# [Description of the task]
Write every line of the material out exactly as shown.

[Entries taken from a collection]
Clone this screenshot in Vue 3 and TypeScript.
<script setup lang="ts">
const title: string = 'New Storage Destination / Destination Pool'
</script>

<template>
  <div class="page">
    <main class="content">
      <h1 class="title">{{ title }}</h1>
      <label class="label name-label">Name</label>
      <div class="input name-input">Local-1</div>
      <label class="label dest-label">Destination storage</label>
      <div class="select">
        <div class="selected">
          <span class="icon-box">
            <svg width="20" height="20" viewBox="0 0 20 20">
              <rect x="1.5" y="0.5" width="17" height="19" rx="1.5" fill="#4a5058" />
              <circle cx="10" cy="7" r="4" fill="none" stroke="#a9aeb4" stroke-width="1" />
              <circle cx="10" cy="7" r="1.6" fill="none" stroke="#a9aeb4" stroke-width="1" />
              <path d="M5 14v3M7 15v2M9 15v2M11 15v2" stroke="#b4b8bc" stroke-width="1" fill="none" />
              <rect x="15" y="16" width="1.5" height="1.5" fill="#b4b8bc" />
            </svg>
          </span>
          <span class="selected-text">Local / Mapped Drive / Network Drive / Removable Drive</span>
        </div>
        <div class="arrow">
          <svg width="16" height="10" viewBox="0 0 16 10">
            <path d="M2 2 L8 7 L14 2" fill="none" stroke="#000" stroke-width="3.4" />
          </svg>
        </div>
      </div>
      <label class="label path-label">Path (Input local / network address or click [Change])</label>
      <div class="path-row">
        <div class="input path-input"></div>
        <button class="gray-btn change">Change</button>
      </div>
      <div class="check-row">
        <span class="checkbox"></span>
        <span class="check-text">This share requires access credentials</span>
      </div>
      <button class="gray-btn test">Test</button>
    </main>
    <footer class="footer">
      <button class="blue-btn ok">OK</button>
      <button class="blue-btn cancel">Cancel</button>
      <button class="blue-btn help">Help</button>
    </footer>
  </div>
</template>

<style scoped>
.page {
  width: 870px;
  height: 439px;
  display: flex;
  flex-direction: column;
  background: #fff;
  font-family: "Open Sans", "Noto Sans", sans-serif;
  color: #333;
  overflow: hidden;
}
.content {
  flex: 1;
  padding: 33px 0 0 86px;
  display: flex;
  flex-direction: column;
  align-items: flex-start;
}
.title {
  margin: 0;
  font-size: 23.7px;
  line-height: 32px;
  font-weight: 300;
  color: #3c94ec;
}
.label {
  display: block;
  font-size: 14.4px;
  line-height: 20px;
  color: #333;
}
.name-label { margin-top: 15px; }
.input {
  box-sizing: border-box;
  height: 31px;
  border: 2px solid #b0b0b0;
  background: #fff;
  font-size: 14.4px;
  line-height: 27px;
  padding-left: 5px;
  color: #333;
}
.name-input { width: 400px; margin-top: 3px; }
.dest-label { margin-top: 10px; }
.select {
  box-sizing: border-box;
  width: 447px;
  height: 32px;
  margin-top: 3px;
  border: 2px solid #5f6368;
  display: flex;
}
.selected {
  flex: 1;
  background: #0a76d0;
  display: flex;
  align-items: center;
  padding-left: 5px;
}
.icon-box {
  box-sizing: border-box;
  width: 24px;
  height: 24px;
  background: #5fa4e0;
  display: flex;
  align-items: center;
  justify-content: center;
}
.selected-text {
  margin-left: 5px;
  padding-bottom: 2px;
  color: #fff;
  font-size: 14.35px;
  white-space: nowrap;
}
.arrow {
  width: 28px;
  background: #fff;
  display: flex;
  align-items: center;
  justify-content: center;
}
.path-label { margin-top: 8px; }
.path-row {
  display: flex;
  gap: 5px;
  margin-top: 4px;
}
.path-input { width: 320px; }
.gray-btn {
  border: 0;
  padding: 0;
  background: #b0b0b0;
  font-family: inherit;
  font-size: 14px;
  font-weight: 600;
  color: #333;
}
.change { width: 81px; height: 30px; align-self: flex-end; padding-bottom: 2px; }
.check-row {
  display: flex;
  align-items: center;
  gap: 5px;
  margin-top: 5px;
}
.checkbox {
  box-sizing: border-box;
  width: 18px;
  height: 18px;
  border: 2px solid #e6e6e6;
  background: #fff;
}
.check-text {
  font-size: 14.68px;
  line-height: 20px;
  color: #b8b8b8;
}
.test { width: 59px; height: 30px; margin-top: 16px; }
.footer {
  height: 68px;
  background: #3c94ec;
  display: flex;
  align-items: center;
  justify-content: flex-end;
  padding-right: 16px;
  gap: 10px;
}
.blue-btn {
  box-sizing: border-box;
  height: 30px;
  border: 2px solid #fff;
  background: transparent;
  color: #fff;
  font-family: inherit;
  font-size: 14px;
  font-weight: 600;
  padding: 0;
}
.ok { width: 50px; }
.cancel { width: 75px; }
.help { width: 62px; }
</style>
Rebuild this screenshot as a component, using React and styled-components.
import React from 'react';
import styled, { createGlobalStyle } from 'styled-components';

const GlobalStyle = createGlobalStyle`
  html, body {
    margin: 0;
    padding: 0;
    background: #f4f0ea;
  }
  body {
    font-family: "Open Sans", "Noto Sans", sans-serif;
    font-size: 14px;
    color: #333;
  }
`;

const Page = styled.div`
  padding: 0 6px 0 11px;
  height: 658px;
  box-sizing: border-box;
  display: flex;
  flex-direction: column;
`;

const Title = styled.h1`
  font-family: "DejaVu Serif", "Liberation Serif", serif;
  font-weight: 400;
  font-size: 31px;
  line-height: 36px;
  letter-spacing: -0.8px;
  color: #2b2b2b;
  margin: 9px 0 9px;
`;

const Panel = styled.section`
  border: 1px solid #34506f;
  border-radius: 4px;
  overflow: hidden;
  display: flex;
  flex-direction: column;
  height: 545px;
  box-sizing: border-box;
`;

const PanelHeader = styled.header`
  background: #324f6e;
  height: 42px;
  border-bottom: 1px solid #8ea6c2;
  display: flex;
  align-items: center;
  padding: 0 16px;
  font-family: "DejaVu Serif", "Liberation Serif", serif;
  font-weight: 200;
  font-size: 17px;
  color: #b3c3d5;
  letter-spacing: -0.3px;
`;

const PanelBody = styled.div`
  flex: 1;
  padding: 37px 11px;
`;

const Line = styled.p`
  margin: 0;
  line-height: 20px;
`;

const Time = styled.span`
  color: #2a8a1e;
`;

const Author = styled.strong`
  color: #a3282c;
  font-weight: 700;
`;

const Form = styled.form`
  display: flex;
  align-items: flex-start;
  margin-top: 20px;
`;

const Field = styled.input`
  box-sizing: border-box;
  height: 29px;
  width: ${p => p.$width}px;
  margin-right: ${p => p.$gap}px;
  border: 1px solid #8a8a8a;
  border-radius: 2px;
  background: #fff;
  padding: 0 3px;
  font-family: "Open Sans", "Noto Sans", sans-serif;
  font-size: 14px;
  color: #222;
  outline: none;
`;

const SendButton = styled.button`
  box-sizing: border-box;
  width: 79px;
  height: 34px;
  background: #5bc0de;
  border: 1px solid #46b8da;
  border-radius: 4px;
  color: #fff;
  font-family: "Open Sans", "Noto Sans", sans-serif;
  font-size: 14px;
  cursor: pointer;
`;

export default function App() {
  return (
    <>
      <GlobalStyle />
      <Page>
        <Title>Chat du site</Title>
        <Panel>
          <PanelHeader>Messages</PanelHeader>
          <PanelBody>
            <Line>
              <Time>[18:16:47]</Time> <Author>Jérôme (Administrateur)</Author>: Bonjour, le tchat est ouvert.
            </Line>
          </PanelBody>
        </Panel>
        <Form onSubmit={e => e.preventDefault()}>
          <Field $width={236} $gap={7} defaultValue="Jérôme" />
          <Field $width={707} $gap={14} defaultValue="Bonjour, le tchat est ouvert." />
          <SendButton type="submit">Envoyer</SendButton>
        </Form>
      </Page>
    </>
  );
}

# [Result of the exercise]
Clone this screenshot in Vue 3 and TypeScript.
<script setup lang="ts">
const title: string = 'New Storage Destination / Destination Pool'
</script>

<template>
  <div class="page">
    <main class="content">
      <h1 class="title">{{ title }}</h1>
      <label class="label name-label">Name</label>
      <div class="input name-input">Local-1</div>
      <label class="label dest-label">Destination storage</label>
      <div class="select">
        <div class="selected">
          <span class="icon-box">
            <svg width="20" height="20" viewBox="0 0 20 20">
              <rect x="1.5" y="0.5" width="17" height="19" rx="1.5" fill="#4a5058" />
              <circle cx="10" cy="7" r="4" fill="none" stroke="#a9aeb4" stroke-width="1" />
              <circle cx="10" cy="7" r="1.6" fill="none" stroke="#a9aeb4" stroke-width="1" />
              <path d="M5 14v3M7 15v2M9 15v2M11 15v2" stroke="#b4b8bc" stroke-width="1" fill="none" />
              <rect x="15" y="16" width="1.5" height="1.5" fill="#b4b8bc" />
            </svg>
          </span>
          <span class="selected-text">Local / Mapped Drive / Network Drive / Removable Drive</span>
        </div>
        <div class="arrow">
          <svg width="16" height="10" viewBox="0 0 16 10">
            <path d="M2 2 L8 7 L14 2" fill="none" stroke="#000" stroke-width="3.4" />
          </svg>
        </div>
      </div>
      <label class="label path-label">Path (Input local / network address or click [Change])</label>
      <div class="path-row">
        <div class="input path-input"></div>
        <button class="gray-btn change">Change</button>
      </div>
      <div class="check-row">
        <span class="checkbox"></span>
        <span class="check-text">This share requires access credentials</span>
      </div>
      <button class="gray-btn test">Test</button>
    </main>
    <footer class="footer">
      <button class="blue-btn ok">OK</button>
      <button class="blue-btn cancel">Cancel</button>
      <button class="blue-btn help">Help</button>
    </footer>
  </div>
</template>

<style scoped>
.page {
  width: 870px;
  height: 439px;
  display: flex;
  flex-direction: column;
  background: #fff;
  font-family: "Open Sans", "Noto Sans", sans-serif;
  color: #333;
  overflow: hidden;
}
.content {
  flex: 1;
  padding: 33px 0 0 86px;
  display: flex;
  flex-direction: column;
  align-items: flex-start;
}
.title {
  margin: 0;
  font-size: 23.7px;
  line-height: 32px;
  font-weight: 300;
  color: #3c94ec;
}
.label {
  display: block;
  font-size: 14.4px;
  line-height: 20px;
  color: #333;
}
.name-label { margin-top: 15px; }
.input {
  box-sizing: border-box;
  height: 31px;
  border: 2px solid #b0b0b0;
  background: #fff;
  font-size: 14.4px;
  line-height: 27px;
  padding-left: 5px;
  color: #333;
}
.name-input { width: 400px; margin-top: 3px; }
.dest-label { margin-top: 10px; }
.select {
  box-sizing: border-box;
  width: 447px;
  height: 32px;
  margin-top: 3px;
  border: 2px solid #5f6368;
  display: flex;
}
.selected {
  flex: 1;
  background: #0a76d0;
  display: flex;
  align-items: center;
  padding-left: 5px;
}
.icon-box {
  box-sizing: border-box;
  width: 24px;
  height: 24px;
  background: #5fa4e0;
  display: flex;
  align-items: center;
  justify-content: center;
}
.selected-text {
  margin-left: 5px;
  padding-bottom: 2px;
  color: #fff;
  font-size: 14.35px;
  white-space: nowrap;
}
.arrow {
  width: 28px;
  background: #fff;
  display: flex;
  align-items: center;
  justify-content: center;
}
.path-label { margin-top: 8px; }
.path-row {
  display: flex;
  gap: 5px;
  margin-top: 4px;
}
.path-input { width: 320px; }
.gray-btn {
  border: 0;
  padding: 0;
  background: #b0b0b0;
  font-family: inherit;
  font-size: 14px;
  font-weight: 600;
  color: #333;
}
.change { width: 81px; height: 30px; align-self: flex-end; padding-bottom: 2px; }
.check-row {
  display: flex;
  align-items: center;
  gap: 5px;
  margin-top: 5px;
}
.checkbox {
  box-sizing: border-box;
  width: 18px;
  height: 18px;
  border: 2px solid #e6e6e6;
  background: #fff;
}
.check-text {
  font-size: 14.68px;
  line-height: 20px;
  color: #b8b8b8;
}
.test { width: 59px; height: 30px; margin-top: 16px; }
.footer {
  height: 68px;
  background: #3c94ec;
  display: flex;
  align-items: center;
  justify-content: flex-end;
  padding-right: 16px;
  gap: 10px;
}
.blue-btn {
  box-sizing: border-box;
  height: 30px;
  border: 2px solid #fff;
  background: transparent;
  color: #fff;
  font-family: inherit;
  font-size: 14px;
  font-weight: 600;
  padding: 0;
}
.ok { width: 50px; }
.cancel { width: 75px; }
.help { width: 62px; }
</style>
Rebuild this screenshot as a component, using React and styled-components.
import React from 'react';
import styled, { createGlobalStyle } from 'styled-components';

const GlobalStyle = createGlobalStyle`
  html, body {
    margin: 0;
    padding: 0;
    background: #f4f0ea;
  }
  body {
    font-family: "Open Sans", "Noto Sans", sans-serif;
    font-size: 14px;
    color: #333;
  }
`;

const Page = styled.div`
  padding: 0 6px 0 11px;
  height: 658px;
  box-sizing: border-box;
  display: flex;
  flex-direction: column;
`;

const Title = styled.h1`
  font-family: "DejaVu Serif", "Liberation Serif", serif;
  font-weight: 400;
  font-size: 31px;
  line-height: 36px;
  letter-spacing: -0.8px;
  color: #2b2b2b;
  margin: 9px 0 9px;
`;

const Panel = styled.section`
  border: 1px solid #34506f;
  border-radius: 4px;
  overflow: hidden;
  display: flex;
  flex-direction: column;
  height: 545px;
  box-sizing: border-box;
`;

const PanelHeader = styled.header`
  background: #324f6e;
  height: 42px;
  border-bottom: 1px solid #8ea6c2;
  display: flex;
  align-items: center;
  padding: 0 16px;
  font-family: "DejaVu Serif", "Liberation Serif", serif;
  font-weight: 200;
  font-size: 17px;
  color: #b3c3d5;
  letter-spacing: -0.3px;
`;

const PanelBody = styled.div`
  flex: 1;
  padding: 37px 11px;
`;

const Line = styled.p`
  margin: 0;
  line-height: 20px;
`;

const Time = styled.span`
  color: #2a8a1e;
`;

const Author = styled.strong`
  color: #a3282c;
  font-weight: 700;
`;

const Form = styled.form`
  display: flex;
  align-items: flex-start;
  margin-top: 20px;
`;

const Field = styled.input`
  box-sizing: border-box;
  height: 29px;
  width: ${p => p.$width}px;
  margin-right: ${p => p.$gap}px;
  border: 1px solid #8a8a8a;
  border-radius: 2px;
  background: #fff;
  padding: 0 3px;
  font-family: "Open Sans", "Noto Sans", sans-serif;
  font-size: 14px;
  color: #222;
  outline: none;
`;

const SendButton = styled.button`
  box-sizing: border-box;
  width: 79px;
  height: 34px;
  background: #5bc0de;
  border: 1px solid #46b8da;
  border-radius: 4px;
  color: #fff;
  font-family: "Open Sans", "Noto Sans", sans-serif;
  font-size: 14px;
  cursor: pointer;
`;

export default function App() {
  return (
    <>
      <GlobalStyle />
      <Page>
        <Title>Chat du site</Title>
        <Panel>
          <PanelHeader>Messages</PanelHeader>
          <PanelBody>
            <Line>
              <Time>[18:16:47]</Time> <Author>Jérôme (Administrateur)</Author>: Bonjour, le tchat est ouvert.
            </Line>
          </PanelBody>
        </Panel>
        <Form onSubmit={e => e.preventDefault()}>
          <Field $width={236} $gap={7} defaultValue="Jérôme" />
          <Field $width={707} $gap={14} defaultValue="Bonjour, le tchat est ouvert." />
          <SendButton type="submit">Envoyer</SendButton>
        </Form>
      </Page>
    </>
  );
}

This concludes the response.